→ GIVEN MATERIAL
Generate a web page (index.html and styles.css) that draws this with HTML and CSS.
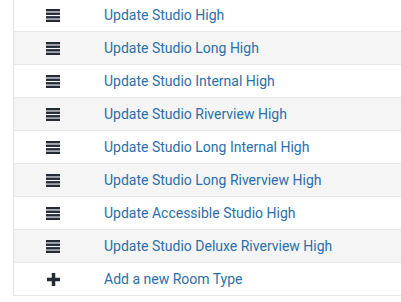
FILE: index.html
```html
<!DOCTYPE html>
<html>
<head>
<meta charset="utf-8">
<link rel="stylesheet" href="styles.css">
</head>
<body>
<div class="wrap">
<table class="list">
<tbody>
<tr><td class="ic"><svg class="bars" viewBox="0 0 14 13" width="14" height="13"><rect x="0" y="0" width="14" height="2.4"/><rect x="0" y="3.55" width="14" height="2.4"/><rect x="0" y="7.1" width="14" height="2.4"/><rect x="0" y="10.6" width="14" height="2.4"/></svg></td><td class="tx"><a href="#">Update Studio High</a></td></tr>
<tr><td class="ic"><svg class="bars" viewBox="0 0 14 13" width="14" height="13"><rect x="0" y="0" width="14" height="2.4"/><rect x="0" y="3.55" width="14" height="2.4"/><rect x="0" y="7.1" width="14" height="2.4"/><rect x="0" y="10.6" width="14" height="2.4"/></svg></td><td class="tx"><a href="#">Update Studio Long High</a></td></tr>
<tr><td class="ic"><svg class="bars" viewBox="0 0 14 13" width="14" height="13"><rect x="0" y="0" width="14" height="2.4"/><rect x="0" y="3.55" width="14" height="2.4"/><rect x="0" y="7.1" width="14" height="2.4"/><rect x="0" y="10.6" width="14" height="2.4"/></svg></td><td class="tx"><a href="#">Update Studio Internal High</a></td></tr>
<tr><td class="ic"><svg class="bars" viewBox="0 0 14 13" width="14" height="13"><rect x="0" y="0" width="14" height="2.4"/><rect x="0" y="3.55" width="14" height="2.4"/><rect x="0" y="7.1" width="14" height="2.4"/><rect x="0" y="10.6" width="14" height="2.4"/></svg></td><td class="tx"><a href="#">Update Studio Riverview High</a></td></tr>
<tr><td class="ic"><svg class="bars" viewBox="0 0 14 13" width="14" height="13"><rect x="0" y="0" width="14" height="2.4"/><rect x="0" y="3.55" width="14" height="2.4"/><rect x="0" y="7.1" width="14" height="2.4"/><rect x="0" y="10.6" width="14" height="2.4"/></svg></td><td class="tx"><a href="#">Update Studio Long Internal High</a></td></tr>
<tr><td class="ic"><svg class="bars" viewBox="0 0 14 13" width="14" height="13"><rect x="0" y="0" width="14" height="2.4"/><rect x="0" y="3.55" width="14" height="2.4"/><rect x="0" y="7.1" width="14" height="2.4"/><rect x="0" y="10.6" width="14" height="2.4"/></svg></td><td class="tx"><a href="#">Update Studio Long Riverview High</a></td></tr>
<tr><td class="ic"><svg class="bars" viewBox="0 0 14 13" width="14" height="13"><rect x="0" y="0" width="14" height="2.4"/><rect x="0" y="3.55" width="14" height="2.4"/><rect x="0" y="7.1" width="14" height="2.4"/><rect x="0" y="10.6" width="14" height="2.4"/></svg></td><td class="tx"><a href="#">Update Accessible Studio High</a></td></tr>
<tr><td class="ic"><svg class="bars" viewBox="0 0 14 13" width="14" height="13"><rect x="0" y="0" width="14" height="2.4"/><rect x="0" y="3.55" width="14" height="2.4"/><rect x="0" y="7.1" width="14" height="2.4"/><rect x="0" y="10.6" width="14" height="2.4"/></svg></td><td class="tx"><a href="#">Update Studio Deluxe Riverview High</a></td></tr>
<tr><td class="ic"><svg class="plus" viewBox="0 0 13 13" width="13" height="13"><rect x="4.75" y="0" width="3.5" height="13"/><rect x="0" y="4.75" width="13" height="3.5"/></svg></td><td class="tx"><a href="#">Add a new Room Type</a></td></tr>
</tbody>
</table>
</div>
</body>
</html>
```
FILE: styles.css
```css
html, body {
  margin: 0;
  padding: 0;
  background: #ffffff;
}
body {
  font-family: Roboto, "Liberation Sans", sans-serif;
  font-size: 14px;
  overflow: hidden;
}
.wrap {
  padding-left: 13px;
  margin-top: -2px;
}
.list {
  width: 100%;
  border-collapse: collapse;
  border-left: 1px solid #e2e2e2;
}
.list td {
  border-top: 1px solid #e8e8e8;
  border-bottom: 1px solid #e8e8e8;
  height: 32px;
  padding: 0;
  line-height: 20px;
  vertical-align: middle;
}
.list tr:nth-child(even) td {
  background: #f5f5f5;
}
.ic {
  width: 78px;
  text-align: center;
}
.ic svg {
  display: block;
  margin: 0 auto;
  fill: #232a38;
}
.tx {
  padding-left: 12px !important;
}
.tx a {
  color: #2b6faa;
  text-decoration: none;
}
```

→ EXERCISE
Skip the pictures, then retype every line above exactly.

→ ANSWER BELOW
Generate a web page (index.html and styles.css) that draws this with HTML and CSS.
FILE: index.html
```html
<!DOCTYPE html>
<html>
<head>
<meta charset="utf-8">
<link rel="stylesheet" href="styles.css">
</head>
<body>
<div class="wrap">
<table class="list">
<tbody>
<tr><td class="ic"><svg class="bars" viewBox="0 0 14 13" width="14" height="13"><rect x="0" y="0" width="14" height="2.4"/><rect x="0" y="3.55" width="14" height="2.4"/><rect x="0" y="7.1" width="14" height="2.4"/><rect x="0" y="10.6" width="14" height="2.4"/></svg></td><td class="tx"><a href="#">Update Studio High</a></td></tr>
<tr><td class="ic"><svg class="bars" viewBox="0 0 14 13" width="14" height="13"><rect x="0" y="0" width="14" height="2.4"/><rect x="0" y="3.55" width="14" height="2.4"/><rect x="0" y="7.1" width="14" height="2.4"/><rect x="0" y="10.6" width="14" height="2.4"/></svg></td><td class="tx"><a href="#">Update Studio Long High</a></td></tr>
<tr><td class="ic"><svg class="bars" viewBox="0 0 14 13" width="14" height="13"><rect x="0" y="0" width="14" height="2.4"/><rect x="0" y="3.55" width="14" height="2.4"/><rect x="0" y="7.1" width="14" height="2.4"/><rect x="0" y="10.6" width="14" height="2.4"/></svg></td><td class="tx"><a href="#">Update Studio Internal High</a></td></tr>
<tr><td class="ic"><svg class="bars" viewBox="0 0 14 13" width="14" height="13"><rect x="0" y="0" width="14" height="2.4"/><rect x="0" y="3.55" width="14" height="2.4"/><rect x="0" y="7.1" width="14" height="2.4"/><rect x="0" y="10.6" width="14" height="2.4"/></svg></td><td class="tx"><a href="#">Update Studio Riverview High</a></td></tr>
<tr><td class="ic"><svg class="bars" viewBox="0 0 14 13" width="14" height="13"><rect x="0" y="0" width="14" height="2.4"/><rect x="0" y="3.55" width="14" height="2.4"/><rect x="0" y="7.1" width="14" height="2.4"/><rect x="0" y="10.6" width="14" height="2.4"/></svg></td><td class="tx"><a href="#">Update Studio Long Internal High</a></td></tr>
<tr><td class="ic"><svg class="bars" viewBox="0 0 14 13" width="14" height="13"><rect x="0" y="0" width="14" height="2.4"/><rect x="0" y="3.55" width="14" height="2.4"/><rect x="0" y="7.1" width="14" height="2.4"/><rect x="0" y="10.6" width="14" height="2.4"/></svg></td><td class="tx"><a href="#">Update Studio Long Riverview High</a></td></tr>
<tr><td class="ic"><svg class="bars" viewBox="0 0 14 13" width="14" height="13"><rect x="0" y="0" width="14" height="2.4"/><rect x="0" y="3.55" width="14" height="2.4"/><rect x="0" y="7.1" width="14" height="2.4"/><rect x="0" y="10.6" width="14" height="2.4"/></svg></td><td class="tx"><a href="#">Update Accessible Studio High</a></td></tr>
<tr><td class="ic"><svg class="bars" viewBox="0 0 14 13" width="14" height="13"><rect x="0" y="0" width="14" height="2.4"/><rect x="0" y="3.55" width="14" height="2.4"/><rect x="0" y="7.1" width="14" height="2.4"/><rect x="0" y="10.6" width="14" height="2.4"/></svg></td><td class="tx"><a href="#">Update Studio Deluxe Riverview High</a></td></tr>
<tr><td class="ic"><svg class="plus" viewBox="0 0 13 13" width="13" height="13"><rect x="4.75" y="0" width="3.5" height="13"/><rect x="0" y="4.75" width="13" height="3.5"/></svg></td><td class="tx"><a href="#">Add a new Room Type</a></td></tr>
</tbody>
</table>
</div>
</body>
</html>
```
FILE: styles.css
```css
html, body {
  margin: 0;
  padding: 0;
  background: #ffffff;
}
body {
  font-family: Roboto, "Liberation Sans", sans-serif;
  font-size: 14px;
  overflow: hidden;
}
.wrap {
  padding-left: 13px;
  margin-top: -2px;
}
.list {
  width: 100%;
  border-collapse: collapse;
  border-left: 1px solid #e2e2e2;
}
.list td {
  border-top: 1px solid #e8e8e8;
  border-bottom: 1px solid #e8e8e8;
  height: 32px;
  padding: 0;
  line-height: 20px;
  vertical-align: middle;
}
.list tr:nth-child(even) td {
  background: #f5f5f5;
}
.ic {
  width: 78px;
  text-align: center;
}
.ic svg {
  display: block;
  margin: 0 auto;
  fill: #232a38;
}
.tx {
  padding-left: 12px !important;
}
.tx a {
  color: #2b6faa;
  text-decoration: none;
}
```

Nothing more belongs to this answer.